■ **Exercise goal**
Reply with one number: how many lines contain the word "this".

Records with interface code

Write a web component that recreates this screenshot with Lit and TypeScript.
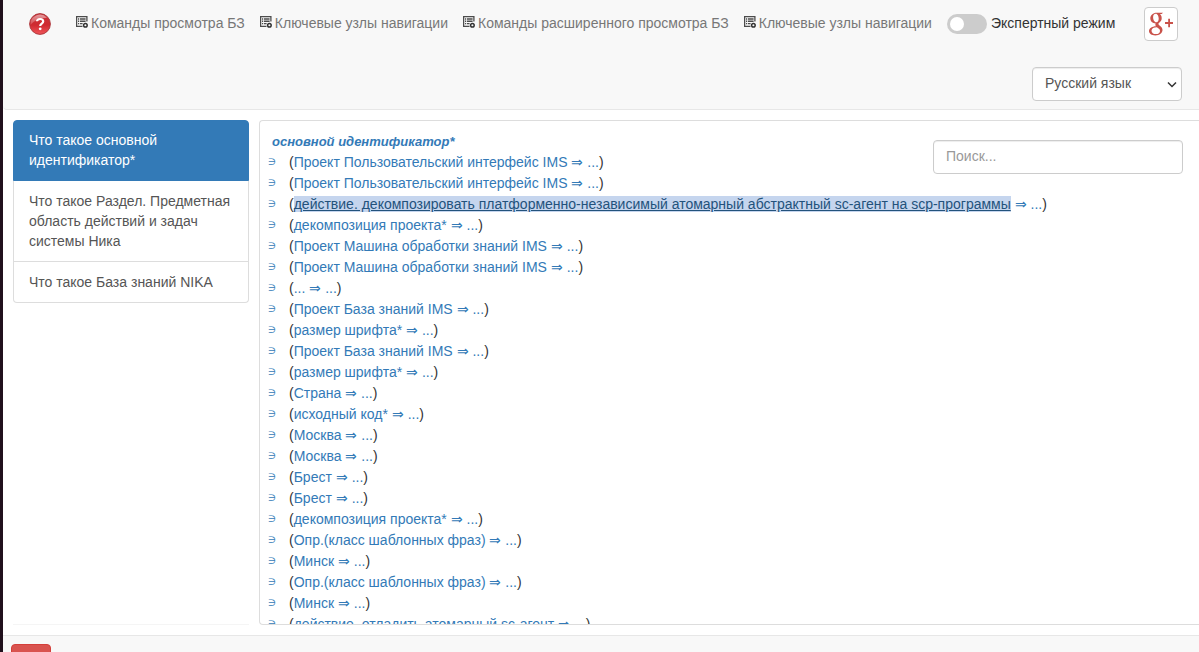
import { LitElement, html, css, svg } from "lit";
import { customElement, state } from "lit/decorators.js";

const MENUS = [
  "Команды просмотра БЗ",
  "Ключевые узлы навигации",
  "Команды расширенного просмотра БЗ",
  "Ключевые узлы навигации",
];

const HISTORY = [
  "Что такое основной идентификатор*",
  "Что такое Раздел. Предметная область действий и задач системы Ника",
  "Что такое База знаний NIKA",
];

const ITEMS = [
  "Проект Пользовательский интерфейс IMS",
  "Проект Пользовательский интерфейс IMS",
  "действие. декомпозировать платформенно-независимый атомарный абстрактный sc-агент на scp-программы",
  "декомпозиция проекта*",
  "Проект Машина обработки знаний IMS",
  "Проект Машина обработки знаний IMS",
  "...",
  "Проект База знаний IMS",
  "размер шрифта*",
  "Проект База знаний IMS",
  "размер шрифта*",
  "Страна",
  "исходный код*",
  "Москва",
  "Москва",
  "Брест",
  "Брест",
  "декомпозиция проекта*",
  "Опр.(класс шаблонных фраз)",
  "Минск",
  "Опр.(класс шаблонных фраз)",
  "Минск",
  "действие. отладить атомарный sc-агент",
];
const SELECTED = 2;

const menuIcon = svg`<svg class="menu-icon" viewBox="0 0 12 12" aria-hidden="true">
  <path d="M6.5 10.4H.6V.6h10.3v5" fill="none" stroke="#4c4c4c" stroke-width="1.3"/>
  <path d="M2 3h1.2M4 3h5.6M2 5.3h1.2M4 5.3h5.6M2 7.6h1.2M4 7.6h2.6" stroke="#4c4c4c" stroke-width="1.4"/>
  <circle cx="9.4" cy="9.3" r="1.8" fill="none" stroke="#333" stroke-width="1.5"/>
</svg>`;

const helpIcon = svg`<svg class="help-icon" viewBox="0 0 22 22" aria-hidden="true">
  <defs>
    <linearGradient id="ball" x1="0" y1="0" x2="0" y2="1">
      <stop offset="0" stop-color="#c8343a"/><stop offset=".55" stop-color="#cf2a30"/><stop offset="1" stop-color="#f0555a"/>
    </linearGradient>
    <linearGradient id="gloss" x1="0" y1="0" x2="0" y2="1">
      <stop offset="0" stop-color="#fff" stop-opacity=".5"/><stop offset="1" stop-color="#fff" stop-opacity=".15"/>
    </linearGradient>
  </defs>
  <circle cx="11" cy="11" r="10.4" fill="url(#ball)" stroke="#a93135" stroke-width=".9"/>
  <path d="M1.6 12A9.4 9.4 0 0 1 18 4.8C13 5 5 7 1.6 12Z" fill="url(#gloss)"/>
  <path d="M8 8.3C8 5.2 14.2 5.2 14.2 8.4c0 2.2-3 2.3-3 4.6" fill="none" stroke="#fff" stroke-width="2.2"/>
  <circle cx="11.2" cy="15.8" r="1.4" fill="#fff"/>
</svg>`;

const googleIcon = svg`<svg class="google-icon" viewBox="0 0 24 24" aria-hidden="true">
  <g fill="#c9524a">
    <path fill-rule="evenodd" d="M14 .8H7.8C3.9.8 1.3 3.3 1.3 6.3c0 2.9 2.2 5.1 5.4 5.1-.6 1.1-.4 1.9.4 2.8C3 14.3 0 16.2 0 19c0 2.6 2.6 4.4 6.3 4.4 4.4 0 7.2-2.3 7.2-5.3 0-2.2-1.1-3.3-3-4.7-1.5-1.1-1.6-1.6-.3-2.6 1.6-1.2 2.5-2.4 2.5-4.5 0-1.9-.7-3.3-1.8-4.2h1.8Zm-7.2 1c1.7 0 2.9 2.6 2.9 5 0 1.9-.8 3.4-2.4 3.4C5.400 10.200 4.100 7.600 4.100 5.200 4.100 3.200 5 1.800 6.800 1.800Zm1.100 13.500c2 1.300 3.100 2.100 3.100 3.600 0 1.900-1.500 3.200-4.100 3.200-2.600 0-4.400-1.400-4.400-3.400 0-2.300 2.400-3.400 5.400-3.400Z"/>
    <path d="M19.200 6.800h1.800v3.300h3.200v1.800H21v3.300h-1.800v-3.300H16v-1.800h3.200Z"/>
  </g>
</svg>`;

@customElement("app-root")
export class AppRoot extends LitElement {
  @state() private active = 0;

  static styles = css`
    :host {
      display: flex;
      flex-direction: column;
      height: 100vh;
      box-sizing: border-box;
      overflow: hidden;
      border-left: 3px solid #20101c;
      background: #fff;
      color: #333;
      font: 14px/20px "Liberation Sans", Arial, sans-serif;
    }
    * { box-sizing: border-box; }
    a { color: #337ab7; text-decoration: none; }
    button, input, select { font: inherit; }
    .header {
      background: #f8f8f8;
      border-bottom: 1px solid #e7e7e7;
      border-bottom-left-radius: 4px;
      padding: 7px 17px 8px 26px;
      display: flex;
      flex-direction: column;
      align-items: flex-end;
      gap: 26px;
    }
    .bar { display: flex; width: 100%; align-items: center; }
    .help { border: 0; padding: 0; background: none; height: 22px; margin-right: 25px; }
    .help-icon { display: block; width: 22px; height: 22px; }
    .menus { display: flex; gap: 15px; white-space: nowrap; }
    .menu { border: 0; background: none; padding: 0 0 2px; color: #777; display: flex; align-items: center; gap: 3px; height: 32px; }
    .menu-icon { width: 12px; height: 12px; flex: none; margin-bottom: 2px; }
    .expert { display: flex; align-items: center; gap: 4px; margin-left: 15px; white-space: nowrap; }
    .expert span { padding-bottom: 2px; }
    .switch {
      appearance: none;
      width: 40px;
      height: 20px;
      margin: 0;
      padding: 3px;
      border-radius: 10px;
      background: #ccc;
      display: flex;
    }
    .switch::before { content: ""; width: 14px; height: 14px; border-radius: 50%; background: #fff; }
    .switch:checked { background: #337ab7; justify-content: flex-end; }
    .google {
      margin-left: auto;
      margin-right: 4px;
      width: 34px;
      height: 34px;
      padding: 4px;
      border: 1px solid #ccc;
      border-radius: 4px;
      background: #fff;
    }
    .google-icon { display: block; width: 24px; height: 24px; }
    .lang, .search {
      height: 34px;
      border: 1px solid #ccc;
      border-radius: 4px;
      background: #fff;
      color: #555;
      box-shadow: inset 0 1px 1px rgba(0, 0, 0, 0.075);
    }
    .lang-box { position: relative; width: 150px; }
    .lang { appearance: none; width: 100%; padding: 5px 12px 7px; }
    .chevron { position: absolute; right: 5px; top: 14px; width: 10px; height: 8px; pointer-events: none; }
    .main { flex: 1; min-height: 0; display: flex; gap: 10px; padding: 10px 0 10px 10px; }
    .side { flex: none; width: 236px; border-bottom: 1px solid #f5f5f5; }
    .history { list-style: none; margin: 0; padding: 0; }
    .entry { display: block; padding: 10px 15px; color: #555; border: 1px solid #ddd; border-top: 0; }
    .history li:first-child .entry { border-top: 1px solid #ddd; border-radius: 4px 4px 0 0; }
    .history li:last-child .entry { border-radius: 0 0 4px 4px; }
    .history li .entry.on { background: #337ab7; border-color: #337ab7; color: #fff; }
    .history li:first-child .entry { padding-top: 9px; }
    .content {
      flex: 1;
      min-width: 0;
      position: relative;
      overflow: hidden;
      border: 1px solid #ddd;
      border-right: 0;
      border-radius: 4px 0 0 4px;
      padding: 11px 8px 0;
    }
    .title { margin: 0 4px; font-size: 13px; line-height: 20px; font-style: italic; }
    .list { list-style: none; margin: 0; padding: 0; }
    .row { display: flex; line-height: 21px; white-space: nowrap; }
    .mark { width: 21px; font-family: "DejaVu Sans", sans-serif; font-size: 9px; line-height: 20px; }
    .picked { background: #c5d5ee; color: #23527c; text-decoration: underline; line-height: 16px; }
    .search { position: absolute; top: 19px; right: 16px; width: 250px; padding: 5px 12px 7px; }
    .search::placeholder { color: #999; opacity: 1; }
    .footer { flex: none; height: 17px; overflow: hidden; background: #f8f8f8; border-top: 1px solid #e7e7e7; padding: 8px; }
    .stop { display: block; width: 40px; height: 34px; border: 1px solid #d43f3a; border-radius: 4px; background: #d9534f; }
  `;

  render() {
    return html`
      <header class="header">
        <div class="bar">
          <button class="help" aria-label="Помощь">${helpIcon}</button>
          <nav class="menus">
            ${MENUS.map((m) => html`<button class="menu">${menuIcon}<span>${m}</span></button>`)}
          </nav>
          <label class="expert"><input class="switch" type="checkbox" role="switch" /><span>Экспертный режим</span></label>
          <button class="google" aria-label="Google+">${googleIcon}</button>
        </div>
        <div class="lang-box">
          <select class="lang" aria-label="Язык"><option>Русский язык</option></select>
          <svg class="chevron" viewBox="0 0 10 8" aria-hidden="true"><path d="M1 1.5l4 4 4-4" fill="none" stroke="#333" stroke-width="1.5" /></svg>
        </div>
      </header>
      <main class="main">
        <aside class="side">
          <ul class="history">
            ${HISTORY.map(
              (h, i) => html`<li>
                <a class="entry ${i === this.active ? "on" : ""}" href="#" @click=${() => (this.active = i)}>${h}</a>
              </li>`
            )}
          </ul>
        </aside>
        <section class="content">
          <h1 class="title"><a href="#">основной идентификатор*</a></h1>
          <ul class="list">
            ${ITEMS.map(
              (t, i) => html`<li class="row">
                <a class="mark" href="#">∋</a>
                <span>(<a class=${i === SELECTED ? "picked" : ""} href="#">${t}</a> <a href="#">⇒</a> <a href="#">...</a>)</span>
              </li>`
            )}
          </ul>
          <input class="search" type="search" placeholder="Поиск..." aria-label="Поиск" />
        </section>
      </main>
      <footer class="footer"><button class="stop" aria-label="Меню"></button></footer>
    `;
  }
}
--
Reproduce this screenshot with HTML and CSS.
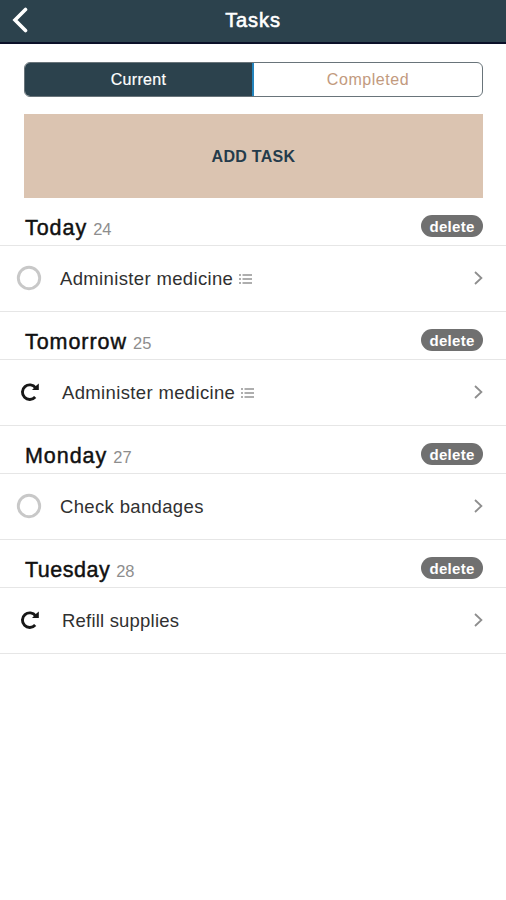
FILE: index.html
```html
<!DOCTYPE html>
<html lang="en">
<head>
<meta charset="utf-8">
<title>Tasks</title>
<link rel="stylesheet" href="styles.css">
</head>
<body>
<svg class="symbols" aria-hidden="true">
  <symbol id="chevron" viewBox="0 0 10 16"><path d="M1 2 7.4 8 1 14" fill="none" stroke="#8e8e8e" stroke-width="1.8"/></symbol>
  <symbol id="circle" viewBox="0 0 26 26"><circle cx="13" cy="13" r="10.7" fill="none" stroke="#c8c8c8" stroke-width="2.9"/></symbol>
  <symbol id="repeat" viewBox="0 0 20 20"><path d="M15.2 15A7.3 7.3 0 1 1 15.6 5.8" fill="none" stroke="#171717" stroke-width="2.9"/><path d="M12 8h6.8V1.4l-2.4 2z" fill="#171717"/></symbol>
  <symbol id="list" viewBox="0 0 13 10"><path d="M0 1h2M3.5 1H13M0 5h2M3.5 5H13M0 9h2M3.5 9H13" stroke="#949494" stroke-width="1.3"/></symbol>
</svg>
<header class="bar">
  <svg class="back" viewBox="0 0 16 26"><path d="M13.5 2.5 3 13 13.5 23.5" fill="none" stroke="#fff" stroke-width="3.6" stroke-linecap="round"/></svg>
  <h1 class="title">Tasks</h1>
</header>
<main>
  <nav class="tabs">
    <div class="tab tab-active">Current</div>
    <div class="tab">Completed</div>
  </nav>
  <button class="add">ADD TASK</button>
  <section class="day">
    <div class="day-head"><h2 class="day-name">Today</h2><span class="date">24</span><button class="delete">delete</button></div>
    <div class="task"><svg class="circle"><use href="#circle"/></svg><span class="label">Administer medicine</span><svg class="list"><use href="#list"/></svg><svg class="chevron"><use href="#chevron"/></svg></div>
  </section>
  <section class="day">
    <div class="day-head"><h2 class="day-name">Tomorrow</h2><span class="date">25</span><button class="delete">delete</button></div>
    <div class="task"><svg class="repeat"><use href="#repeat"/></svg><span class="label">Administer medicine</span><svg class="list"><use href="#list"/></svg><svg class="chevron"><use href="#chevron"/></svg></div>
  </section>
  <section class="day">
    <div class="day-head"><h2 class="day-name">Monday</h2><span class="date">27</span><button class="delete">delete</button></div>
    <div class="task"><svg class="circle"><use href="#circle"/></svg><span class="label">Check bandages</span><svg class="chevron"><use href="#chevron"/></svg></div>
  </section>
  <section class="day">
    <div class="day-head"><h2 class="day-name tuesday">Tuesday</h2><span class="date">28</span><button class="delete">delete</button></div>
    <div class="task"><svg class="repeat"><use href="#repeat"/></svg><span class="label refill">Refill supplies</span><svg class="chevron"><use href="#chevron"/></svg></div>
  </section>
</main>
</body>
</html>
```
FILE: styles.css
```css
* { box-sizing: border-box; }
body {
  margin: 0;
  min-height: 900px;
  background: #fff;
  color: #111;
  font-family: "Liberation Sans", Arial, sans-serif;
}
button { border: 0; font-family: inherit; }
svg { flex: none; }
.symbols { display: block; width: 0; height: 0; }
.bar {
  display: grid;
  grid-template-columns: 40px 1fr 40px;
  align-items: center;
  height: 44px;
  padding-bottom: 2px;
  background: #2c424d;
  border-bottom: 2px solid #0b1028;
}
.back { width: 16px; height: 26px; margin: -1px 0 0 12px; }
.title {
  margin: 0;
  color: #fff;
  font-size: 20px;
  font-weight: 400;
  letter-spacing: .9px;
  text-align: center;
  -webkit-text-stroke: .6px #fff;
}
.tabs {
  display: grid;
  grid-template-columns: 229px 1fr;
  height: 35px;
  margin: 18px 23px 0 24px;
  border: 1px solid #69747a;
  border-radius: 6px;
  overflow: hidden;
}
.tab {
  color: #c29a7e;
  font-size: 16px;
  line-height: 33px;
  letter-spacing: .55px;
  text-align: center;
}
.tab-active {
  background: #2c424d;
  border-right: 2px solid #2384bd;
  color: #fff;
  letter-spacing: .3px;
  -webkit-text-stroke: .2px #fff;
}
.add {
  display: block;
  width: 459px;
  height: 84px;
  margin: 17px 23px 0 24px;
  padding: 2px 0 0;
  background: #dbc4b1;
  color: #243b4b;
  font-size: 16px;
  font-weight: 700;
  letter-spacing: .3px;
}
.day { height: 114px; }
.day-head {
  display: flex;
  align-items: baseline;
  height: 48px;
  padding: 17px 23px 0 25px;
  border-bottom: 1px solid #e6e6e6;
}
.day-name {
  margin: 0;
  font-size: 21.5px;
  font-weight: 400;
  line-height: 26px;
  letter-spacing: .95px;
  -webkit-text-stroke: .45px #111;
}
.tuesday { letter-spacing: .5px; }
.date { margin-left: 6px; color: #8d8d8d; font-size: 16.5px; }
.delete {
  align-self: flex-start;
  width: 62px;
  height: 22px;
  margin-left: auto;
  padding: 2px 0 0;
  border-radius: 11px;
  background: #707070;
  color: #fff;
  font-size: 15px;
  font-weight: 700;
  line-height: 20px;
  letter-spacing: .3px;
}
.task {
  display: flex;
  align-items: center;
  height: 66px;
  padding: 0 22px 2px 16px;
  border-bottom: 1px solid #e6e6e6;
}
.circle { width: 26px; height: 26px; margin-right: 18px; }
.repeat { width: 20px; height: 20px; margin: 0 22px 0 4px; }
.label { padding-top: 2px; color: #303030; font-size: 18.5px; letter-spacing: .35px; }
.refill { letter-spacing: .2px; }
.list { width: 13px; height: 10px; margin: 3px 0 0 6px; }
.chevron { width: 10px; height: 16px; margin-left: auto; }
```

■ **Answer to the task**
3